Maybe I am talking about "profiles", but I'm not very clear about exactly what that term means to other people. The way I'd implement what I'm asking for, if I weren't already fully over-committed, is with an analog of css files. So the sysmgr could define some set of classes in a file stored in /usr/local/etc/xfce_terminal or similar: .Foo { background-color:#9999FF ; color:#DDDDDD ; font-family:"Courier New" ; font-size:10pt ; title:"MARIADB" ; ... } .Bar { ... } ...and pass the identifier for the selected class in on the command line when starting up a terminal instance. There might be some kludgery needed to prevent an app running in a dedicated terminal instance thinking it should understand the identifier. Maybe no more than another edit box in the launcher to separate the terminal's command line from the app's. There are a number of open-source interpreters for css syntax/semantics so no need to reinvent that wheel.

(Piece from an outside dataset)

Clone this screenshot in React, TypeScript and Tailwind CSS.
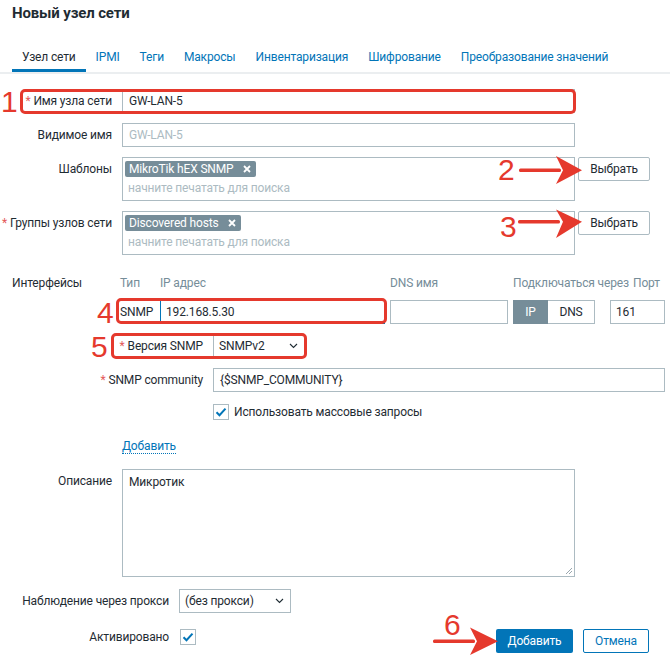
import React from "react";

const tabs = [
  "Узел сети",
  "IPMI",
  "Теги",
  "Макросы",
  "Инвентаризация",
  "Шифрование",
  "Преобразование значений",
];

function Req() {
  return <span className="text-[#e45959] mr-[3px]">*</span>;
}

function Chevron() {
  return (
    <svg width="9" height="6" viewBox="0 0 9 6">
      <path d="M1 1l3.5 3.5L8 1" fill="none" stroke="#1f2c33" strokeWidth="1.1" />
    </svg>
  );
}

function Check() {
  return (
    <div className="w-[16px] h-[16px] shrink-0 border border-[#acbbc2] bg-white flex items-center justify-center">
      <svg width="12" height="10" viewBox="0 0 12 10">
        <path d="M1.5 5.2l3 3 6-6.6" fill="none" stroke="#0275b8" strokeWidth="2" />
      </svg>
    </div>
  );
}

function Tag({ text }: { text: string }) {
  return (
    <div className="inline-flex h-[16px] items-center bg-[#768d99] text-white rounded-[2px] pl-[4px] pr-[5px] leading-[16px]">
      <span>{text}</span>
      <svg className="ml-[9px]" width="8" height="8" viewBox="0 0 8 8">
        <path d="M1 1l6 6M7 1l-6 6" stroke="#fff" strokeWidth="1.8" />
      </svg>
    </div>
  );
}

function Row({ label, children }: { label: React.ReactNode; children: React.ReactNode }) {
  return (
    <div className="flex items-start">
      <div className="w-[112px] shrink-0 text-right leading-[24px] whitespace-nowrap">{label}</div>
      <div className="ml-[10px] flex items-start">{children}</div>
    </div>
  );
}

function SelectBtn() {
  return (
    <div className="ml-[3px] w-[72px] h-[24px] border border-[#acbbc2] rounded-[2px] text-center leading-[22px] bg-white">
      Выбрать
    </div>
  );
}

function Multi({ tag }: { tag: string }) {
  return (
    <div className="w-[453px] h-[44px] border border-[#acbbc2] pt-[3px] px-[2px]">
      <Tag text={tag} />
      <div className="mt-[3px] pl-[3px] leading-[16px] text-[#acbbc2]">начните печатать для поиска</div>
    </div>
  );
}

export default function App() {
  return (
    <div className="relative w-[670px] h-[658px] overflow-hidden bg-white font-[Roboto,sans-serif] text-[12px] leading-[14px] tracking-[-0.15px] text-[#1f2c33]">
      <h1 className="pl-[12px] pt-[4px] text-[15px] font-bold leading-[18px] text-[#1f2c33]">Новый узел сети</h1>

      <div className="mt-[21px] flex pl-[12px] border-b-2 border-[#ebeef0]">
        {tabs.map((t, i) =>
          i === 0 ? (
            <div key={t} className="px-[10px] pt-[7px] pb-[5px] border-b-[3px] border-[#0275b8] text-[#1f2c33] whitespace-nowrap">
              {t}
            </div>
          ) : (
            <div key={t} className="px-[10px] pt-[7px] pb-[5px] border-b-[3px] border-transparent text-[#0275b8] whitespace-nowrap">
              {t}
            </div>
          )
        )}
      </div>

      <div className="pt-[15px] flex flex-col">
        <Row
          label={
            <>
              <Req />
              Имя узла сети
            </>
          }
        >
          <div className="w-[453px] h-[24px] border border-[#acbbc2] pl-[6px] leading-[22px]">GW-LAN-5</div>
        </Row>

        <div className="mt-[10px]">
          <Row label="Видимое имя">
            <div className="w-[453px] h-[24px] border border-[#acbbc2] pl-[6px] leading-[22px] text-[#acbbc2]">GW-LAN-5</div>
          </Row>
        </div>

        <div className="mt-[10px]">
          <Row label="Шаблоны">
            <Multi tag="MikroTik hEX SNMP" />
            <SelectBtn />
          </Row>
        </div>

        <div className="mt-[10px]">
          <Row
            label={
              <>
                <Req />
                Группы узлов сети
              </>
            }
          >
            <Multi tag="Discovered hosts" />
            <SelectBtn />
          </Row>
        </div>

        {/* Interfaces header */}
        <div className="mt-[21px] flex leading-[14px] whitespace-nowrap">
          <div className="w-[120px] pl-[12px]">Интерфейсы</div>
          <div className="w-[40px] text-[#768d99]">Тип</div>
          <div className="w-[230px] text-[#768d99]">IP адрес</div>
          <div className="w-[123px] text-[#768d99]">DNS имя</div>
          <div className="w-[120px] text-[#768d99]">Подключаться через</div>
          <div className="text-[#768d99]">Порт</div>
        </div>

        <div className="mt-[10px] flex items-center h-[24px]">
          <div className="w-[120px]" />
          <div className="w-[40px]">SNMP</div>
          <div className="w-[225px] h-[24px] border border-[#0275b8] pl-[5px] leading-[22px]">192.168.5.30</div>
          <div className="ml-[5px] w-[118px] h-[24px] border border-[#acbbc2]" />
          <div className="ml-[5px] flex h-[24px]">
            <div className="w-[35px] h-[24px] bg-[#768d99] text-white text-center leading-[24px]">IP</div>
            <div className="w-[47px] h-[24px] border border-l-0 border-[#acbbc2] text-center leading-[22px]">DNS</div>
          </div>
          <div className="ml-[15px] w-[55px] h-[24px] border border-[#acbbc2] pl-[5px] leading-[22px]">161</div>
        </div>

        <div className="mt-[10px] flex items-start">
          <div className="w-[203px] text-right leading-[24px] whitespace-nowrap">
            <Req />
            Версия SNMP
          </div>
          <div className="ml-[10px] w-[92px] h-[24px] border border-[#acbbc2] flex items-center justify-between pl-[5px] pr-[6px]">
            <span>SNMPv2</span>
            <Chevron />
          </div>
        </div>

        <div className="mt-[10px] flex items-start">
          <div className="w-[203px] text-right leading-[24px] whitespace-nowrap">
            <Req />
            SNMP community
          </div>
          <div className="ml-[10px] w-[452px] h-[24px] border border-[#acbbc2] pl-[6px] leading-[22px]">{"{$SNMP_COMMUNITY}"}</div>
        </div>

        <div className="mt-[12px] flex items-center pl-[213px] h-[16px]">
          <Check />
          <span className="ml-[5px]">Использовать массовые запросы</span>
        </div>

        <div className="mt-[19px] pl-[122px] flex">
          <span className="text-[#0275b8] leading-[14px] border-b border-dotted border-[#0275b8]">Добавить</span>
        </div>

        <div className="mt-[15px]">
          <Row label="Описание">
            <div className="relative w-[453px] h-[108px] border border-[#acbbc2] pl-[6px] pt-[5px] leading-[14px]">
              Микротик
              <svg className="absolute right-[1px] bottom-[1px]" width="8" height="8" viewBox="0 0 8 8">
                <path d="M7 1L1 7M7 4L4 7" stroke="#9aa7ae" strokeWidth="1" />
              </svg>
            </div>
          </Row>
        </div>

        <div className="mt-[12px] flex items-start">
          <div className="w-[169px] text-right leading-[24px] whitespace-nowrap">Наблюдение через прокси</div>
          <div className="ml-[10px] w-[112px] h-[24px] border border-[#acbbc2] flex items-center justify-between pl-[5px] pr-[6px]">
            <span>(без прокси)</span>
            <Chevron />
          </div>
        </div>

        <div className="mt-[16px] flex items-start justify-between pr-[21px]">
          <div className="flex items-center h-[16px]">
            <div className="w-[169px] text-right leading-[16px]">Активировано</div>
            <div className="ml-[11px]">
              <Check />
            </div>
          </div>
          <div className="flex">
            <div className="w-[77px] h-[24px] bg-[#0275b8] text-white rounded-[2px] text-center leading-[24px]">Добавить</div>
            <div className="ml-[10px] w-[66px] h-[24px] border border-[#0275b8] text-[#0275b8] rounded-[2px] text-center leading-[22px]">Отмена</div>
          </div>
        </div>
      </div>

      {/* Annotation overlays */}
      <div className="absolute left-[20px] top-[89px] w-[556px] h-[25px] border-[3px] border-[#e5392d] rounded-[5px] pointer-events-none" />
      <div className="absolute left-[116px] top-[298px] w-[271px] h-[26px] border-[3px] border-[#e5392d] rounded-[5px] pointer-events-none" />
      <div className="absolute left-[111px] top-[333px] w-[196px] h-[26px] border-[3px] border-[#e5392d] rounded-[5px] pointer-events-none" />

      <span className="absolute left-[1px] top-[87px] text-[30px] leading-[30px] tracking-normal text-[#e5392d] font-['Liberation_Sans',Arial,sans-serif]">1</span>
      <span className="absolute left-[498px] top-[155px] text-[30px] leading-[30px] tracking-normal text-[#e5392d] font-['Liberation_Sans',Arial,sans-serif]">2</span>
      <span className="absolute left-[500px] top-[212px] text-[30px] leading-[30px] tracking-normal text-[#e5392d] font-['Liberation_Sans',Arial,sans-serif]">3</span>
      <span className="absolute left-[97px] top-[298px] text-[30px] leading-[30px] tracking-normal text-[#e5392d] font-['Liberation_Sans',Arial,sans-serif]">4</span>
      <span className="absolute left-[91px] top-[332px] text-[30px] leading-[30px] tracking-normal text-[#e5392d] font-['Liberation_Sans',Arial,sans-serif]">5</span>
      <span className="absolute left-[444px] top-[610px] text-[30px] leading-[30px] tracking-normal text-[#e5392d] font-['Liberation_Sans',Arial,sans-serif]">6</span>

      <svg className="absolute left-0 top-0 pointer-events-none" width="670" height="658" viewBox="0 0 670 658">
        <g fill="#e5392d" stroke="none">
          <rect x="519" y="168.5" width="42" height="3.5" rx="1.5" />
          <path d="M556 156L582 170.2L556 184L563 170.2Z" />
          <rect x="518" y="220" width="42" height="3.5" rx="1.5" />
          <path d="M556 209.5L582 221.8L556 238L563 221.8Z" />
          <rect x="433" y="639.5" width="42" height="3.5" rx="1.5" />
          <path d="M470 627.5L498 641.2L470 655L477 641.2Z" />
        </g>
      </svg>
    </div>
  );
}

That part of the work seems (I ruthlessly did *not* look at the current code) as though it would amount to getting the terminal instance to take all its config information from the interpreter's symbol table rather than mostly from whatever central location it looks at now. So, is this "profiles"? (This could actually be a way to do themes, too, now that I come to think about it; see e.g. the pseudo-css used by open-street-map rendering engines)
IMO this is pretty close to profiles. The problem is this approach would require you to manually edit some config file. This means that hardly any people will use it, and hence is probably not worth the required developer effort. Many terminal emulators implement profiles along with a graphical way of configuring them so that the feature is easily discoverable and easy to use.
(In reply to Egmont Koblinger from comment #6) > IMO this is pretty close to profiles. The problem is this approach would > require you to manually edit some config file. This means that hardly any > people will use it, and hence is probably not worth the required developer > effort. > > Many terminal emulators implement profiles along with a graphical way of > configuring them so that the feature is easily discoverable and easy to use. There's nothing preventing the making of a gui configurer with strong HF values. Except developer energy and time, of course. There might even be a good open-source one out there that could provide the core functionality ready-made. A pseudo-css file is really just a way to store the values in a form more human-readable than xml and more readily transformed into a usable symbol table. A gui frontend could certainly write/maintain one. Nor, really, is there anything preventing such a file being distributed with a number of nice-looking classes pre-defined to give people a leg up.
(In reply to Egmont Koblinger from comment #6) > IMO this is pretty close to profiles. The problem is this approach would > require you to manually edit some config file. This means that hardly any > people will use it, and hence is probably not worth the required developer > effort. > > Many terminal emulators implement profiles along with a graphical way of > configuring them so that the feature is easily discoverable and easy to use. Actually, now that I come to think about it, is it really likely that people willing to run Unix or Linux rather than Windoze or a Mac on their desk would shrink from editing Yet Another Config File? Xfce doesn't run under anything else, does it?